The things you see when you ride trains. In this case, a giant statue in the middle of nowhere.

Picture of Coliseum.

First stop in Yinchuan: A tribute to the Roman Coliseum.

Picture of Aloha.

Aloha, my new Taiwanese friend. That's his name; I'm not just saying hello.

Picture of lumberjack.

A sexy lumberjack.

Picture of Bell Tower.

Yinchuan's ancient Bell Tower.

Picture of cleaner.

This friendly street sweeper gave us directions to the Nanguan Mosque. But first, we had a long street to walk down.

Picture of family.

Proud parents of the coolest kid in the world.

Picture of man.

An old man playing a traditional Chinese instrument.

Picture of vendor.

This guy was selling hand-cut pop-up cards on the street.

Picture of man.

This man had no arms, yet he was painting beautiful calligraphy with his feet. What an inspiration he was.

Picture of artist.

This sketch artist had a whole crowd of people captivated.

Picture of yam vendor.

Sweet potatoes have to be one of the best bargain foods available in Chinese cities. For less than one dollar, you can get a large, delicious and nutritious meal.

Picture of cook.

This guy cooked us some “Chinese hamburgers” over an open flame.

Picture of kid.

Learning to ride with training wheels, under the watchful gaze of Chairman Mao.

Picture of game.

A ring toss game. You could win a rabbit, a chipmunk, a small bird or even a goldfish. Test your luck!

Picture of mosque.

After a lot of walking, we reached the Nanguan Mosque.

Picture of girls.

My new friends and tour guides.

Picture of mosque.

The ornate interior of the mosque.

Picture of mosque.

The mosque after sunset.

And here are some more photos from Ningxia Hui.

The Mausoleum of Genghis Khan

Picture of stupas.

Tibetan Buddhist Stupas

During my first few months in China, I traveled with Katie to northern Inner Mongolia, where we learned a lot about Genghis Khan and his legacy. I couldn't get enough, so a year later, when I heard about a giant memorial to Genghis Khan in the middle of nowhere, I decided that I couldn't miss out on the opportunity to see it.

For the first leg of my journey, I hopped on a train from Beijing to Hohhot, capital of Inner Mongolia.

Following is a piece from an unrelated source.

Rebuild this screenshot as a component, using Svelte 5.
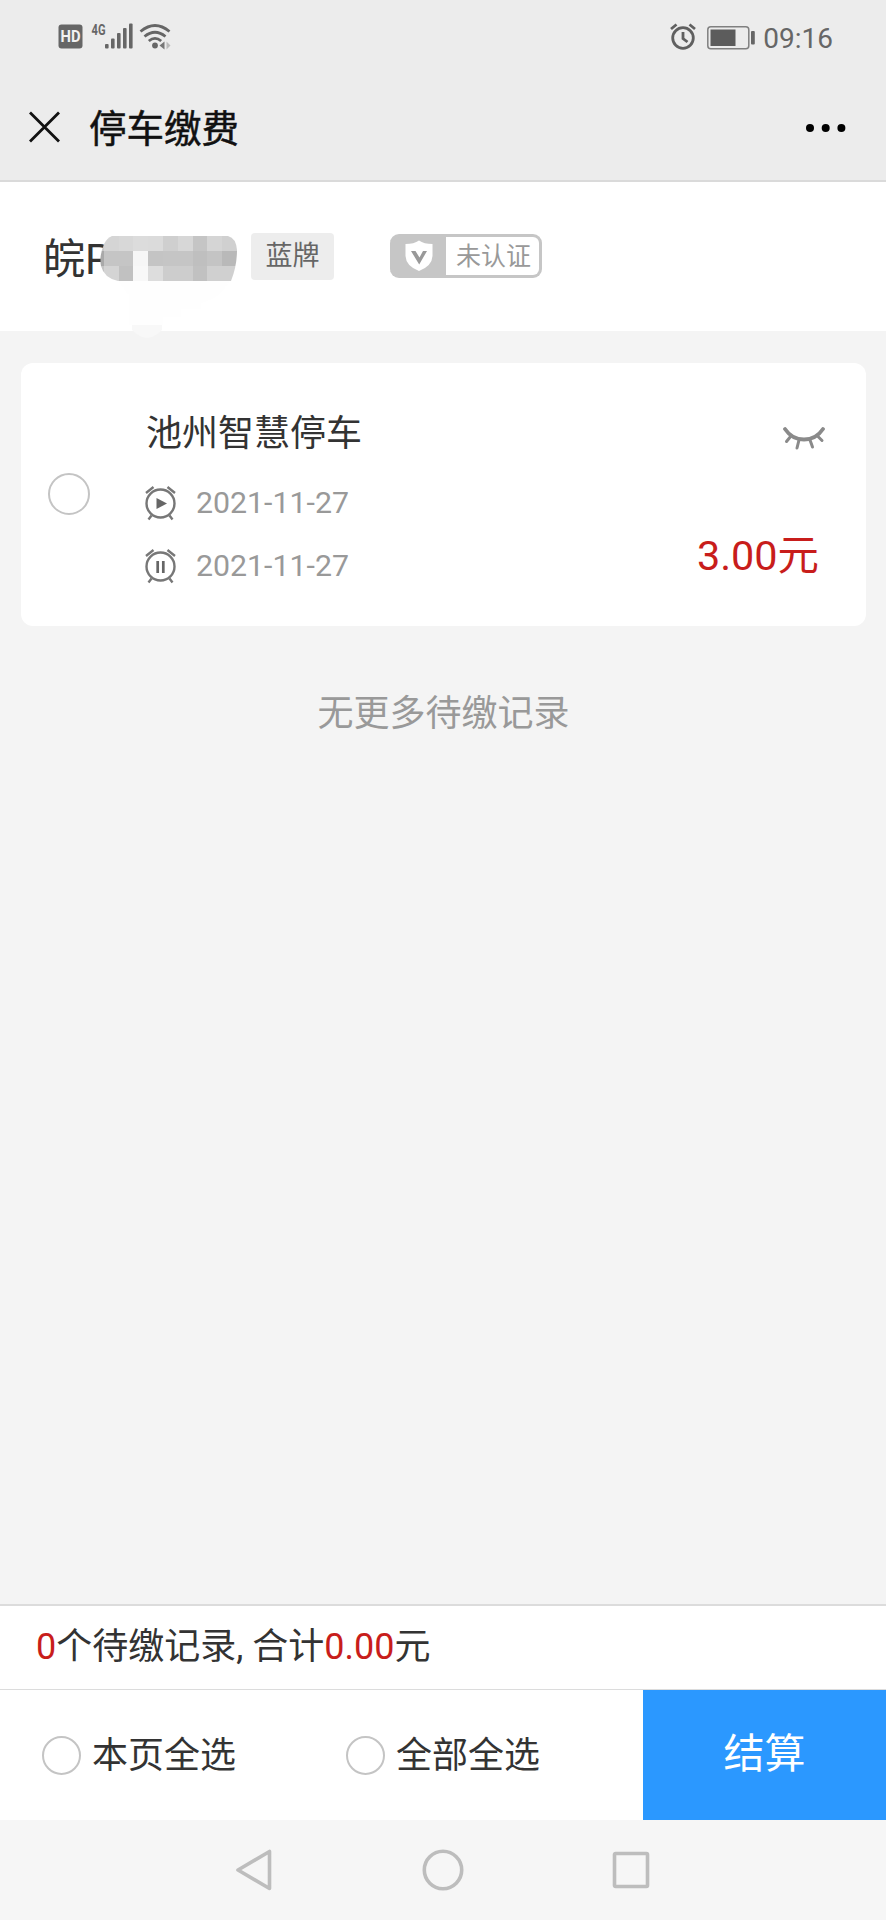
<script>
  let record = {
    name: "池州智慧停车",
    start: "2021-11-27",
    end: "2021-11-27",
    price: "3.00",
    checked: false,
  };

  let options = ["本页全选", "全部全选"];

  // grey levels of the blocks hiding the plate number
  let mosaic = [
    ["#c8c8c8", "#d5d5d5", "#d8d8d8", "#dcdcdc", "#dbdbdb", "#cfcfcf", "#d7d7d7", "#c5c5c5", "#d5d5d5", "#d0d0d0"],
    ["#a9a9a9", "#c5c5c5", "#c5c5c5", "#f6f6f6", "#c4c4c4", "#c5c5c5", "#c5c5c5", "#bfbfbf", "#c4c4c4", "#b9b9b9"],
    ["#c4c4c4", "#d4d4d4", "#c1c1c1", "#f8f8f8", "#dddddd", "#cdcdcd", "#cdcdcd", "#c1c1c1", "#d0d0d0", "#d0d0d0"],
  ];
</script>

<div class="page">
  <div class="status-bar">
    <svg class="status-left" width="124" height="36" viewBox="0 -4 124 36">
      <rect x="0.5" y="1.5" width="24" height="24" rx="3" fill="#666" />
      <text x="12.5" y="19.3" class="hd" textLength="20" lengthAdjust="spacingAndGlyphs">HD</text>
      <text x="33.5" y="11.5" class="net" textLength="14" lengthAdjust="spacingAndGlyphs">4G</text>
      <g fill="#666">
        <rect x="47" y="21" width="3.6" height="4.5" rx="1" />
        <rect x="53" y="15.5" width="3.6" height="10" rx="1" />
        <rect x="59" y="10" width="3.6" height="15.5" rx="1" />
        <rect x="65" y="5" width="3.6" height="20.5" rx="1" />
        <rect x="71" y="0.5" width="3.6" height="25" rx="1" />
      </g>
      <g fill="none" stroke="#666" stroke-width="2.8">
        <path d="M82.5 8.5Q97 -3.5 111.5 8.5" />
        <path d="M86.5 13.5Q97 5 107.5 13.5" />
        <path d="M90.8 18Q97 12.8 103.2 18" />
      </g>
      <circle cx="97" cy="22.5" r="2.9" fill="#666" />
      <path d="M106.5 18.5v8l-5-4z" fill="#777" />
      <path d="M108.5 18.5v8l4-4z" fill="#bbb" />
    </svg>
    <div class="status-right">
      <svg width="26" height="28" viewBox="0 0 26 28">
        <g fill="none" stroke="#606060" stroke-width="2.8">
          <circle cx="13" cy="15" r="10.3" />
          <path d="M13 9v6.5l4.5 3.5" />
          <path d="M1 6l5.5-4.500M25 6l-5.500-4.500" />
        </g>
      </svg>
      <svg class="battery" width="48" height="24" viewBox="0 0 48 24">
        <rect x="0.8" y="0.8" width="41" height="22" rx="3" fill="none" stroke="#808080" stroke-width="1.5" />
        <rect x="3.5" y="3.5" width="25" height="16.5" fill="#5c5c5c" />
        <rect x="44" y="5" width="3.8" height="13.5" rx="1" fill="#666" />
      </svg>
      <span class="clock">09:16</span>
    </div>
  </div>

  <header>
    <svg width="32" height="32" viewBox="0 0 32 32">
      <path d="M1 1.5l29 29M30 1.5l-29 29" stroke="#111" stroke-width="2.8" />
    </svg>
    <h1>停车缴费</h1>
    <svg class="more" width="40" height="10" viewBox="0 0 40 10">
      <circle cx="4" cy="5" r="4" />
      <circle cx="19.7" cy="5" r="4" />
      <circle cx="35.4" cy="5" r="4" />
    </svg>
  </header>

  <section class="plate">
    <div class="number">
      <span>皖P</span>
      <svg class="mosaic" width="137" height="45" viewBox="0 0 137 45">
        <defs>
          <clipPath id="smear">
            <path d="M12 0H128Q136 2 137 14Q137 30 131 45H18Q4 42 1 30Q-1 20 4 8Q7 2 12 0Z" />
          </clipPath>
        </defs>
        <g clip-path="url(#smear)" shape-rendering="crispEdges">
          {#each mosaic as row, y}
            {#each row as fill, x}
              <rect x={x * 14.8 - 11} y={y * 15} width="15" height="15" {fill} />
            {/each}
          {/each}
        </g>
      </svg>
      <svg class="trace" width="110" height="58" viewBox="0 0 110 58">
        <path d="M0 0H110Q100 18 82 22V28H62V36H44V44H10V14Z" fill="#fefefe" />
        <path d="M13 44H43V49Q36 56 28 57Q20 56 13 49Z" fill="#f8f8f8" />
      </svg>
    </div>
    <span class="tag">蓝牌</span>
    <div class="verify">
      <svg width="28" height="32" viewBox="0 0 28 32">
        <path d="M14 .5Q19 4 27.5 4V16Q27 26 14 31Q1 26 .5 16V4Q9 4 14 .5Z" fill="#fff" />
        <path d="M6 11h4.5l4 6.5 3.5-6.5H22L14.2 24.5Z" fill="#999" />
      </svg>
      <span>未认证</span>
    </div>
  </section>

  <main>
    <article class="card">
      <span class="radio" class:on={record.checked}></span>
      <div class="info">
        <h2>{record.name}</h2>
        <div class="time">
          <svg width="32" height="36" viewBox="0 0 32 36">
            <g fill="none" stroke="#777" stroke-width="2.4">
              <circle cx="15.5" cy="18.5" r="14" />
              <path d="M1 8l7.5-6M30 8l-7.5-6M6.5 30.5l-3 4M24.5 30.5l3 4" />
            </g>
            <path d="M11.5 13v11l10.5-5.5z" fill="#666" />
          </svg>
          <span>{record.start}</span>
        </div>
        <div class="time">
          <svg width="32" height="36" viewBox="0 0 32 36">
            <g fill="none" stroke="#777" stroke-width="2.4">
              <circle cx="15.5" cy="18.5" r="14" />
              <path d="M1 8l7.5-6M30 8l-7.5-6M6.5 30.5l-3 4M24.5 30.5l3 4" />
            </g>
            <path d="M12.7 13v12M18.3 13v12" stroke="#666" stroke-width="2.7" />
          </svg>
          <span>{record.end}</span>
        </div>
      </div>
      <div class="side">
        <svg width="42" height="24" viewBox="0 0 42 24">
          <g fill="none" stroke="#8a8a8a" stroke-linecap="round">
            <path d="M2 3Q9 13.5 21 13.5T40 3" stroke-width="3.8" />
            <path d="M8 10l-4.5 5.5M16 14l-2 8M27 14l2.5 7M34.5 10l4.5 4.5" stroke-width="3" />
          </g>
        </svg>
        <span class="price">{record.price}元</span>
      </div>
    </article>
    <p class="empty">无更多待缴记录</p>
  </main>

  <div class="summary">
    <em>0</em>个待缴记录, 合计<em>0.00</em>元
  </div>

  <div class="actions">
    {#each options as option}
      <div class="option">
        <span class="radio small"></span>
        <span class="label">{option}</span>
      </div>
    {/each}
    <button>结算</button>
  </div>

  <nav>
    <svg width="42" height="42" viewBox="0 0 42 42">
      <path d="M35.5 2.5V39.5L4 21Z" />
    </svg>
    <svg width="42" height="42" viewBox="0 0 42 42">
      <circle cx="21" cy="21" r="18.7" />
    </svg>
    <svg width="42" height="42" viewBox="0 0 42 42">
      <rect x="4.5" y="4.5" width="33" height="33" rx="1" />
    </svg>
  </nav>
</div>

<style>
  :global(body) {
    background: #f4f4f4;
  }

  .page {
    display: flex;
    flex-direction: column;
    height: 1920px;
    font-family: Roboto, "Noto Sans CJK SC", sans-serif;
    color: #333;
    background: #f4f4f4;
  }

  .page svg {
    display: block;
    flex: none;
  }

  /* status bar */
  .status-bar {
    display: flex;
    justify-content: space-between;
    align-items: center;
    height: 74px;
    box-sizing: border-box;
    padding: 0 53px 0 58px;
    background: #ececec;
  }

  .hd {
    font-size: 16px;
    font-weight: bold;
    text-anchor: middle;
    fill: #f2f2f2;
  }

  .net {
    font-size: 15px;
    font-weight: bold;
    fill: #666;
  }

  .status-right {
    display: flex;
    align-items: center;
  }

  .battery {
    margin: 1px 8px 0 11px;
  }

  .clock {
    font-size: 28px;
    line-height: 30px;
    color: #666;
    margin-top: 3px;
  }

  /* title bar */
  header {
    display: flex;
    align-items: center;
    height: 108px;
    box-sizing: border-box;
    padding: 0 40px 0 29px;
    background: #ececec;
    border-bottom: 2px solid #dadada;
  }

  h1 {
    flex: 1;
    margin: 4px 0 0 28px;
    font-size: 37.5px;
    line-height: 50px;
    font-weight: 400;
    -webkit-text-stroke: 0.5px #111;
    color: #111;
  }

  .more {
    margin-top: 1px;
  }

  /* plate */
  .plate {
    display: flex;
    align-items: flex-start;
    height: 149px;
    box-sizing: border-box;
    padding: 51px 43px 0;
    background: #fff;
  }

  .number {
    position: relative;
    width: 208px;
    height: 50px;
    font-size: 42px;
    line-height: 53px;
  }

  .mosaic {
    position: absolute;
    left: 57px;
    top: 3px;
  }

  .trace {
    position: absolute;
    left: 76px;
    top: 48px;
    height: 58px;
  }

  .tag {
    width: 83px;
    height: 47px;
    border-radius: 4px;
    font-size: 27px;
    line-height: 47px;
    text-align: center;
    color: #666;
    background: #ededed;
  }

  .verify {
    display: flex;
    align-items: center;
    width: 152px;
    height: 44px;
    box-sizing: border-box;
    margin: 1px 0 0 56px;
    padding-left: 15px;
    border: 3px solid #c6c6c6;
    border-left-width: 0;
    border-radius: 9px;
    background: linear-gradient(to right, #c6c6c6 56px, #fff 56px);
  }

  .verify span {
    margin: 1px 0 0 23px;
    font-size: 25px;
    line-height: 38px;
    color: #999;
  }

  /* record */
  main {
    flex: 1;
    padding: 32px 20px 0 21px;
  }

  .card {
    display: flex;
    height: 263px;
    box-sizing: border-box;
    padding: 0 41px 0 27px;
    border-radius: 12px;
    background: #fff;
  }

  .radio {
    flex: none;
    width: 42px;
    height: 42px;
    box-sizing: border-box;
    margin-top: 110px;
    border: 2px solid #c4c4c4;
    border-radius: 50%;
  }

  .radio.on {
    background: #2b98ff;
  }

  .radio.small {
    width: 39px;
    height: 39px;
    margin: 0;
  }

  .info {
    flex: 1;
    padding: 44px 0 0 55px;
  }

  h2 {
    margin: 0 0 9px 1px;
    font-size: 36px;
    line-height: 54px;
    font-weight: normal;
  }

  .time {
    display: flex;
    align-items: center;
    height: 63px;
    font-size: 30.3px;
    color: #999;
  }

  .time svg {
    margin-top: 2px;
  }

  .time span {
    margin: 1px 0 0 19px;
  }

  .side {
    display: flex;
    flex-direction: column;
    align-items: flex-end;
    padding-top: 63px;
  }

  .price {
    margin: 76px 6px 0 0;
    font-size: 41.4px;
    line-height: 60px;
    color: #c81d1b;
  }

  .empty {
    margin: 61px 0 0;
    font-size: 36px;
    line-height: 54px;
    text-align: center;
    color: #999;
  }

  /* footer */
  .summary {
    height: 86px;
    box-sizing: border-box;
    padding-left: 36px;
    border-top: 2px solid #dcdcdc;
    border-bottom: 1px solid #dcdcdc;
    font-size: 36px;
    line-height: 83px;
    background: #fff;
  }

  .summary em {
    font-style: normal;
    color: #c81d1b;
  }

  .actions {
    display: flex;
    align-items: center;
    height: 130px;
    padding-left: 42px;
    background: #fff;
  }

  .option {
    display: flex;
    align-items: center;
    width: 304px;
    height: 60px;
    font-size: 36px;
    line-height: 54px;
  }

  .label {
    margin: 2px 0 0 11px;
  }

  .option:nth-child(2) {
    flex: 1;
  }

  button {
    width: 243px;
    height: 130px;
    padding: 0 0 11px;
    border: 0;
    font: inherit;
    font-size: 41px;
    color: #fff;
    background: #2b98ff;
  }

  nav {
    display: flex;
    justify-content: center;
    align-items: center;
    gap: 146px;
    height: 100px;
    background: #f6f6f6;
  }

  nav svg {
    fill: none;
    stroke: #bdbdbd;
    stroke-width: 3.6;
    stroke-linejoin: round;
  }
</style>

Despite it being fall, the weather was hot and sunny, and I spent a couple of days checking out this interesting city.

Picture of park.

Fall colors in Hohhot.

Picture of calligraphy.

This guy was working on his calligraphy skills in the park. He used water for “paint”, so all of that effort would soon evaporate.

Picture of park.

A beautiful park in Hohhot.

Picture of river.

The river that runs through the park.

Picture of stew.

Hands down, the best mutton stew I have had in China. It would be worth traveling back to Hohhot just to get another bowl.

Picture of grains.

Nuts and grains for sale.

Lots of people were walking and cycling around Hohhot's Muslim district. Here are a few of them:

Picture of man with bike. Picture of couple on scooter. Picture of curious man. Picture of old man. Picture of biking man. Picture of Muslim couple. Picture of guy with glasses. Picture of bread vendors.
Picture of market.

One of the city's main Muslim markets.

Picture of mosque.

The Great Mosque has mini-palms outside, despite the fact that it is in a cold part of China.

Picture of gate.

This is your gateway to fun.

Picture of woman.

This woman is carving wooden beads for a necklace.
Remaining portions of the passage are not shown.